Born to Russian-Jewish immigrant parents, Gurewitsch attended medical school in his native Switzerland and then practiced medicine in British-administered Palestine before coming to the United States in the 1930s. He worked for a number of hospitals in the New York area in the late 1930s, joining the staff of the Neurological Institute at Columbia-Presbyterian where he specialized in the treatment and care of poliomyelitis victims. He also maintained a private medical practice of his own. Numbered among his personal patients was Trude Lash, the wife of Eleanor Roosevelt’s close friend Joseph Lash. While visiting the Lashes in New York City in 1944, Eleanor Roosevelt became acquainted with Dr. Gurewitsch, and when she moved from Washington to New York after FDR's death, she asked him to be her personal physician.
Gurewitsch and Roosevelt were cordial and friendly, but their friendship did not begin in earnest until late in 1947 when Gurewitsch was diagnosed with tuberculosis and needed to return to Switzerland for treatment.

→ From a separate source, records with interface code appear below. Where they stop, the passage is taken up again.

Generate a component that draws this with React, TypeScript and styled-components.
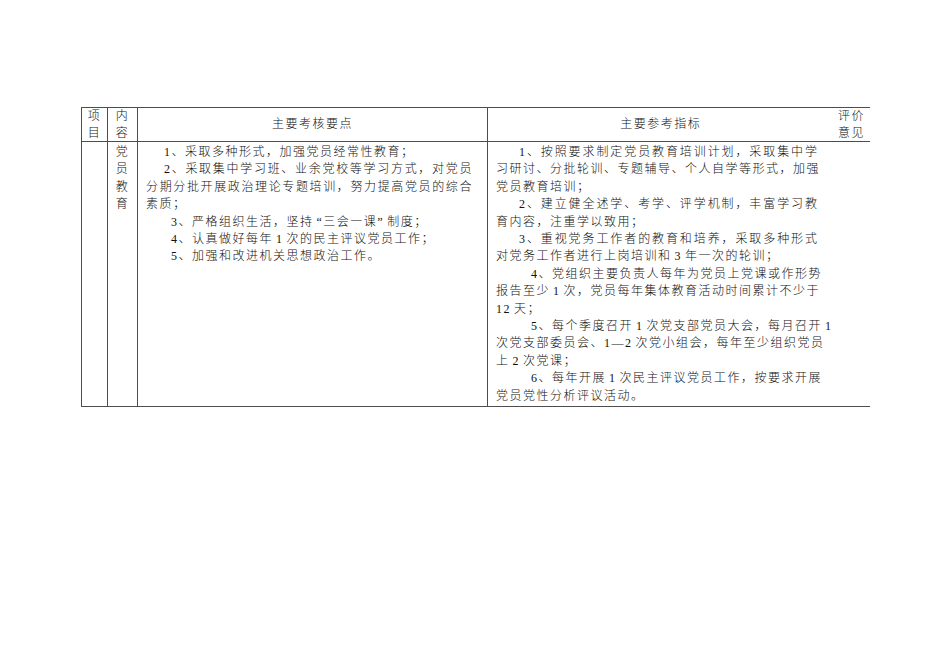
import styled, { createGlobalStyle } from "styled-components";

const GlobalStyle = createGlobalStyle`
  html, body {
    margin: 0;
    padding: 0;
    background: #ffffff;
  }
  body {
    font-family: "Liberation Serif", "Noto Sans CJK SC", serif;
    color: #111;
  }
`;

const Page = styled.div`
  width: 950px;
  height: 672px;
  padding: 107px 0 0 81px;
  box-sizing: border-box;
`;

const Table = styled.table`
  border-collapse: collapse;
  table-layout: fixed;
  width: 788px;
  font-size: 12px;
  font-weight: 300;
  letter-spacing: 1.5px;
  border-top: 1px solid #4d4d4d;
  border-bottom: 1px solid #4d4d4d;
`;

const HeadRow = styled.tr`
  height: 34px;
  border-bottom: 1px solid #4d4d4d;
`;

const BodyRow = styled.tr`
  height: 265px;
`;

interface CellProps {
  $divider?: boolean;
  $left?: boolean;
}

const HeadCell = styled.th<CellProps>`
  font-weight: 300;
  text-align: center;
  vertical-align: middle;
  padding: 0;
  line-height: 16.5px;
  border-left: ${({ $left }) => ($left ? "1px solid #4d4d4d" : "none")};
  border-right: ${({ $divider }) => ($divider ? "1px solid #4d4d4d" : "none")};
`;

const StackCell = styled.td<CellProps>`
  vertical-align: top;
  text-align: center;
  padding: 2px 0 0;
  line-height: 17.4px;
  border-left: ${({ $left }) => ($left ? "1px solid #4d4d4d" : "none")};
  border-right: ${({ $divider }) => ($divider ? "1px solid #4d4d4d" : "none")};
`;

const TextCell = styled.td<CellProps & { $padRight: number }>`
  vertical-align: top;
  padding: 2px ${({ $padRight }) => $padRight}px 0 8px;
  line-height: 17.4px;
  border-right: ${({ $divider }) => ($divider ? "1px solid #4d4d4d" : "none")};
`;

const Line = styled.div<{ $indent?: number; $full?: boolean }>`
  white-space: nowrap;
  word-spacing: -1.5px;
  text-indent: ${({ $indent }) => $indent ?? 0}px;
  text-align: ${({ $full }) => ($full ? "justify" : "left")};
  text-align-last: ${({ $full }) => ($full ? "justify" : "left")};
`;

type Para = { indent: number; lines: string[] };

const points: Para[] = [
  { indent: 18, lines: ["1、采取多种形式，加强党员经常性教育；"] },
  {
    indent: 18,
    lines: [
      "2、采取集中学习班、业余党校等学习方式，对党员",
      "分期分批开展政治理论专题培训，努力提高党员的综合",
      "素质；",
    ],
  },
  { indent: 25, lines: ["3、严格组织生活，坚持 “三会一课” 制度；"] },
  { indent: 25, lines: ["4、认真做好每年 1 次的民主评议党员工作；"] },
  { indent: 25, lines: ["5、加强和改进机关思想政治工作。"] },
];

const indicators: Para[] = [
  {
    indent: 23,
    lines: [
      "1、按照要求制定党员教育培训计划，采取集中学",
      "习研讨、分批轮训、专题辅导、个人自学等形式，加强",
      "党员教育培训；",
    ],
  },
  {
    indent: 23,
    lines: ["2、建立健全述学、考学、评学机制，丰富学习教", "育内容，注重学以致用；"],
  },
  {
    indent: 23,
    lines: ["3、重视党务工作者的教育和培养，采取多种形式", "对党务工作者进行上岗培训和 3 年一次的轮训；"],
  },
  {
    indent: 35,
    lines: [
      "4、党组织主要负责人每年为党员上党课或作形势",
      "报告至少 1 次，党员每年集体教育活动时间累计不少于",
      "12 天；",
    ],
  },
  {
    indent: 35,
    lines: [
      "5、每个季度召开 1 次党支部党员大会，每月召开 1",
      "次党支部委员会、1—2 次党小组会，每年至少组织党员",
      "上 2 次党课；",
    ],
  },
  {
    indent: 35,
    lines: ["6、每年开展 1 次民主评议党员工作，按要求开展", "党员党性分析评议活动。"],
  },
];

const renderParas = (paras: Para[]) =>
  paras.map((p, pi) =>
    p.lines.map((text, li) => (
      <Line
        key={`${pi}-${li}`}
        $indent={li === 0 ? p.indent : 0}
        $full={li < p.lines.length - 1}
      >
        {text}
      </Line>
    ))
  );

const App = () => {
  return (
    <>
      <GlobalStyle />
      <Page>
        <Table>
          <colgroup>
            <col style={{ width: 26 }} />
            <col style={{ width: 30 }} />
            <col style={{ width: 350 }} />
            <col style={{ width: 346 }} />
            <col style={{ width: 36 }} />
          </colgroup>
          <thead>
            <HeadRow>
              <HeadCell $left $divider>
                项<br />目
              </HeadCell>
              <HeadCell $divider>
                内<br />容
              </HeadCell>
              <HeadCell $divider>主要考核要点</HeadCell>
              <HeadCell>主要参考指标</HeadCell>
              <HeadCell>
                评价<br />意见
              </HeadCell>
            </HeadRow>
          </thead>
          <tbody>
            <BodyRow>
              <StackCell $left $divider />
              <StackCell $divider>
                党<br />员<br />教<br />育
              </StackCell>
              <TextCell $divider $padRight={14}>
                {renderParas(points)}
              </TextCell>
              <TextCell $padRight={15}>{renderParas(indicators)}</TextCell>
              <StackCell />
            </BodyRow>
          </tbody>
        </Table>
      </Page>
    </>
  );
};

export default App;
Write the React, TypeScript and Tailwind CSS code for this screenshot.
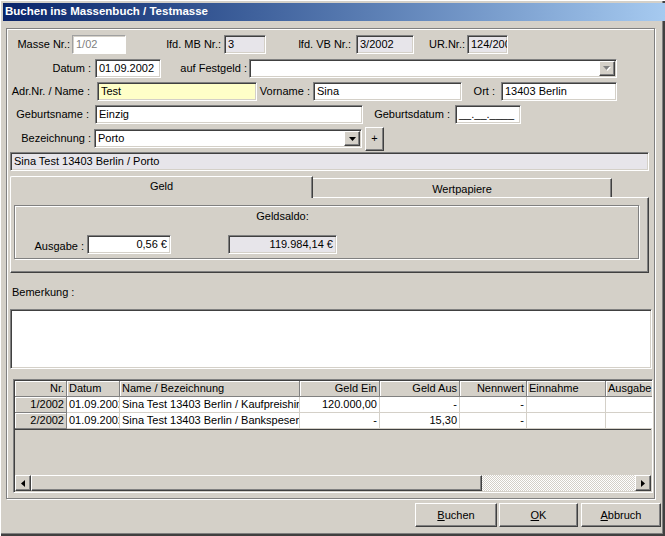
import React from 'react';

// Win classic 3D borders
const sunken =
  'border border-t-[#808080] border-l-[#808080] border-r-white border-b-white shadow-[inset_1px_1px_0_#404040,inset_-1px_-1px_0_#d4d0c8]';
const raised =
  'border border-t-white border-l-white border-r-[#404040] border-b-[#404040] shadow-[inset_-1px_-1px_0_#808080,inset_1px_1px_0_#d4d0c8]';
const etched = 'border border-[#808080] shadow-[inset_1px_1px_0_#fff,1px_1px_0_#fff]';

function Label({ className, children }: { className: string; children: React.ReactNode }) {
  return <span className={'shrink-0 whitespace-nowrap text-right ' + className}>{children}</span>;
}

function Field({ className, children }: { className: string; children?: React.ReactNode }) {
  return (
    <div className={sunken + ' flex h-[19px] shrink-0 items-center overflow-hidden whitespace-nowrap px-[3px] ' + className}>
      {children}
    </div>
  );
}

function Arrow({ disabled = false }: { disabled?: boolean }) {
  if (disabled) {
    return (
      <svg width="8" height="5" viewBox="0 0 8 5">
        <path d="M1 1h7L4.5 5z" fill="#ffffff" />
        <path d="M0 0h7L3.5 4z" fill="#808080" />
      </svg>
    );
  }
  return (
    <svg width="7" height="4" viewBox="0 0 7 4">
      <path d="M0 0h7L3.5 4z" fill="#000" />
    </svg>
  );
}

function Combo({ className, children, disabled = false }: { className: string; children?: React.ReactNode; disabled?: boolean }) {
  return (
    <div className={sunken + ' flex h-[19px] shrink-0 bg-white p-[1px] ' + className}>
      <div className="flex flex-1 items-center overflow-hidden whitespace-nowrap px-[2px]">{children}</div>
      <div className={raised + ' flex w-[16px] items-center justify-center bg-[#d4d0c8]'}>
        <Arrow disabled={disabled} />
      </div>
    </div>
  );
}

function Button({ className, children }: { className: string; children: React.ReactNode }) {
  return (
    <div className={raised + ' flex h-[24px] items-center justify-center bg-[#d4d0c8] ' + className}>{children}</div>
  );
}

const cols = [
  { w: 'w-[52px]', right: true, h: 'Nr.' },
  { w: 'w-[53px]', right: false, h: 'Datum' },
  { w: 'w-[180px]', right: false, h: 'Name / Bezeichnung' },
  { w: 'w-[80px]', right: true, h: 'Geld Ein' },
  { w: 'w-[80px]', right: true, h: 'Geld Aus' },
  { w: 'w-[67px]', right: true, h: 'Nennwert' },
  { w: 'w-[79px]', right: false, h: 'Einnahme' },
  { w: 'w-[80px]', right: false, h: 'Ausgabe' },
];

const rows = [
  ['1/2002', '01.09.2002', 'Sina Test 13403 Berlin / Kaufpreishinterlegung', '120.000,00', '-', '-', '', ''],
  ['2/2002', '01.09.2002', 'Sina Test 13403 Berlin / Bankspesen', '-', '15,30', '-', '', ''],
];

const fixedCell =
  'bg-[#d4d0c8] border-r border-b border-r-[#808080] border-b-[#808080] shadow-[inset_1px_1px_0_#fff]';
const dataCell = 'bg-white border-r border-b border-r-[#d4d0c8] border-b-[#d4d0c8]';

function Grid() {
  return (
    <div className={sunken + ' ml-[6px] mt-[10px] flex h-[114px] w-[640px] flex-col overflow-hidden bg-[#d4d0c8] p-[1px]'}>
      <div className="flex h-[16px] shrink-0">
        {cols.map((c) => (
          <div
            key={c.h}
            className={fixedCell + ' shrink-0 overflow-hidden whitespace-nowrap px-[2px] leading-[15px] ' + c.w + (c.right ? ' text-right' : '')}
          >
            {c.h}
          </div>
        ))}
      </div>
      {rows.map((r, i) => (
        <div key={i} className="flex h-[16px] shrink-0">
          {r.map((v, j) => (
            <div
              key={j}
              className={
                (j === 0 ? fixedCell : dataCell) +
                ' shrink-0 overflow-hidden whitespace-nowrap px-[2px] leading-[15px] ' +
                cols[j].w +
                (cols[j].right ? ' text-right' : '')
              }
            >
              {v}
            </div>
          ))}
        </div>
      ))}
      <div className="h-[1px] shrink-0 bg-[#404040]" />
      <div className="flex-1" />
      <div className="flex h-[16px] shrink-0">
        <div className={raised + ' flex w-[16px] shrink-0 items-center justify-center bg-[#d4d0c8]'}>
          <svg width="4" height="7" viewBox="0 0 4 7">
            <path d="M4 0v7L0 3.5z" fill="#000" />
          </svg>
        </div>
        <div className={raised + ' w-[451px] shrink-0 bg-[#d4d0c8]'} />
        <div className="flex-1 bg-[repeating-conic-gradient(#d4d0c8_0%_25%,#ffffff_0%_50%)] bg-[length:2px_2px]" />
        <div className={raised + ' flex w-[16px] shrink-0 items-center justify-center bg-[#d4d0c8]'}>
          <svg width="4" height="7" viewBox="0 0 4 7">
            <path d="M0 0v7L4 3.5z" fill="#000" />
          </svg>
        </div>
      </div>
    </div>
  );
}

export default function App() {
  return (
    <div className="relative h-[536px] w-[665px] overflow-hidden bg-[#d4d0c8] font-['Liberation_Sans',Arial,sans-serif] text-[11px] text-black shadow-[inset_1px_1px_0_#fff,inset_-2px_-2px_0_#404040,inset_-3px_-3px_0_#808080]">
      {/* title bar */}
      <div className="ml-[3px] mt-[3px] flex h-[18px] items-center bg-gradient-to-r from-[#0a246a] to-[#a6caf0] pl-[2px] text-[11.5px] font-bold text-white">
        Buchen ins Massenbuch / Testmasse
      </div>

      {/* main panel */}
      <div className={etched + ' ml-[6px] mt-[7px] flex h-[471px] w-[649px] flex-col'}>
        <div className="mt-[6px] flex h-[19px] items-center">
          <Label className="w-[63px]">Masse Nr.:</Label>
          <div className="ml-[2px] flex h-[19px] w-[54px] shrink-0 items-center border border-t-[#a0a0a0] border-l-[#a0a0a0] border-r-white border-b-white px-[3px] text-[#808080] shadow-[inset_1px_1px_0_#d4d0c8] bg-white">
            1/02
          </div>
          <Label className="w-[95px]">lfd. MB Nr.:</Label>
          <Field className="ml-[3px] w-[42px] bg-[#e7e5ea]">3</Field>
          <Label className="w-[85px]">lfd. VB Nr.:</Label>
          <Field className="ml-[5px] w-[58px] bg-[#e7e5ea]">3/2002</Field>
          <Label className="w-[51px]">UR.Nr.:</Label>
          <Field className="ml-[2px] w-[41px] bg-[#e7e5ea]">124/2002</Field>
        </div>

        <div className="mt-[5px] flex h-[19px] items-center">
          <Label className="w-[84px]">Datum :</Label>
          <Field className="ml-[4px] w-[66px] bg-white">01.09.2002</Field>
          <Label className="w-[86px]">auf Festgeld :</Label>
          <Combo className="ml-[2px] w-[368px]" disabled />
        </div>

        <div className="mt-[4px] flex h-[19px] items-center">
          <Label className="w-[83px]">Adr.Nr. / Name :</Label>
          <Field className="ml-[7px] w-[160px] bg-[#ffffc8]">Test</Field>
          <Label className="w-[53px]">Vorname :</Label>
          <Field className="ml-[3px] w-[149px] bg-white">Sina</Field>
          <Label className="w-[33px]">Ort :</Label>
          <Field className="ml-[6px] w-[116px] bg-white">13403 Berlin</Field>
        </div>

        <div className="mt-[4px] flex h-[19px] items-center">
          <Label className="w-[82px]">Geburtsname :</Label>
          <Field className="ml-[6px] w-[268px] bg-white">Einzig</Field>
          <Label className="w-[87px]">Geburtsdatum :</Label>
          <Field className="ml-[5px] w-[66px] bg-white">__.__.____</Field>
        </div>

        <div className="mt-[5px] flex h-[19px] items-center">
          <Label className="w-[84px]">Bezeichnung :</Label>
          <Combo className="ml-[3px] w-[268px]">Porto</Combo>
          <Button className="ml-[3px] h-[19px] w-[19px]">+</Button>
        </div>

        <div className="mt-[4px] flex">
          <Field className="ml-[3px] w-[639px] bg-[#e7e5ea]">Sina Test 13403 Berlin / Porto</Field>
        </div>

        {/* tabs */}
        <div className="ml-[3px] mt-[5px] flex h-[21px] w-[639px] items-end">
          <div className="relative z-10 -mb-[1px] flex h-[22px] w-[303px] items-center justify-center rounded-tl-[2px] border-l border-t border-r border-l-white border-t-white border-r-[#404040] bg-[#d4d0c8] pb-[3px] shadow-[inset_-1px_0_0_#808080]">
            Geld
          </div>
          <div className="flex h-[19px] w-[299px] items-center justify-center border-t border-r border-t-white border-r-[#404040] pt-[2px] shadow-[inset_-1px_0_0_#808080]">
            Wertpapiere
          </div>
        </div>
        <div className="ml-[3px] h-[76px] w-[639px] border border-t-white border-l-white border-r-[#404040] border-b-[#404040] pt-[7px] shadow-[inset_-1px_-1px_0_#808080]">
          <div className={etched + ' ml-[3px] flex h-[54px] w-[625px] items-end pb-[4px]'}>
            <Label className="ml-[17px] w-[52px]">Ausgabe :</Label>
            <Field className="ml-[3px] h-[18px] w-[84px] justify-end bg-white">0,56 €</Field>
            <div className="ml-[57px] flex flex-col items-center">
              <span className="mb-[11px]">Geldsaldo:</span>
              <Field className="h-[18px] w-[109px] justify-end bg-[#e7e5ea]">119.984,14 €</Field>
            </div>
          </div>
        </div>

        <div className="ml-[5px] mt-[11px] h-[16px] leading-[16px]">Bemerkung :</div>
        <div className={sunken + ' ml-[3px] mt-[9px] h-[60px] w-[642px] bg-white'} />

        <Grid />
      </div>

      {/* buttons */}
      <div className="mt-[4px] flex justify-end pr-[4px]">
        <Button className="w-[82px]">
          <span className="underline underline-offset-[1px]">B</span>uchen
        </Button>
        <Button className="ml-[2px] w-[79px]">
          <span className="underline underline-offset-[1px]">O</span>K
        </Button>
        <Button className="ml-[3px] w-[80px]">
          <span className="underline underline-offset-[1px]">A</span>bbruch
        </Button>
      </div>
    </div>
  );
}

Unable to find adequate passage on his own, Roosevelt arranged for him to travel with her on the same plane that was taking her to Geneva for a meeting of the United Nations Commission on Human Rights. When the plane was grounded because of heavy fog in Ireland, Roosevelt looked after Gurewitsch and over the course of their two-day delay, a bond was struck that would last until ER's death in 1962.
Gurewitsch was an open and sympathetic man. Roosevelt felt comfortable confiding in him many of her anxieties and preoccupations. They corresponded with each other regularly and, over the next fifteen years. Gurewitsch would accompany Roosevelt to no fewer than thirteen different countries on her international trips. In 1958, Gurewitsch married Edna Perkel at a ceremony in Roosevelt’s New York City apartment. Soon after, Roosevelt and the Gurewitsches jointly purchased a townhouse located on Manhattan's Upper East Side, revealing just how close Roosevelt had become with the Gurewitsches, especially David. As Roosevelt battled severe anemia and tuberculosis of the bone marrow, she increasingly relied on Gurewitsch for medical and emotional support. He remained her primary physician until her death on November 7, 1962.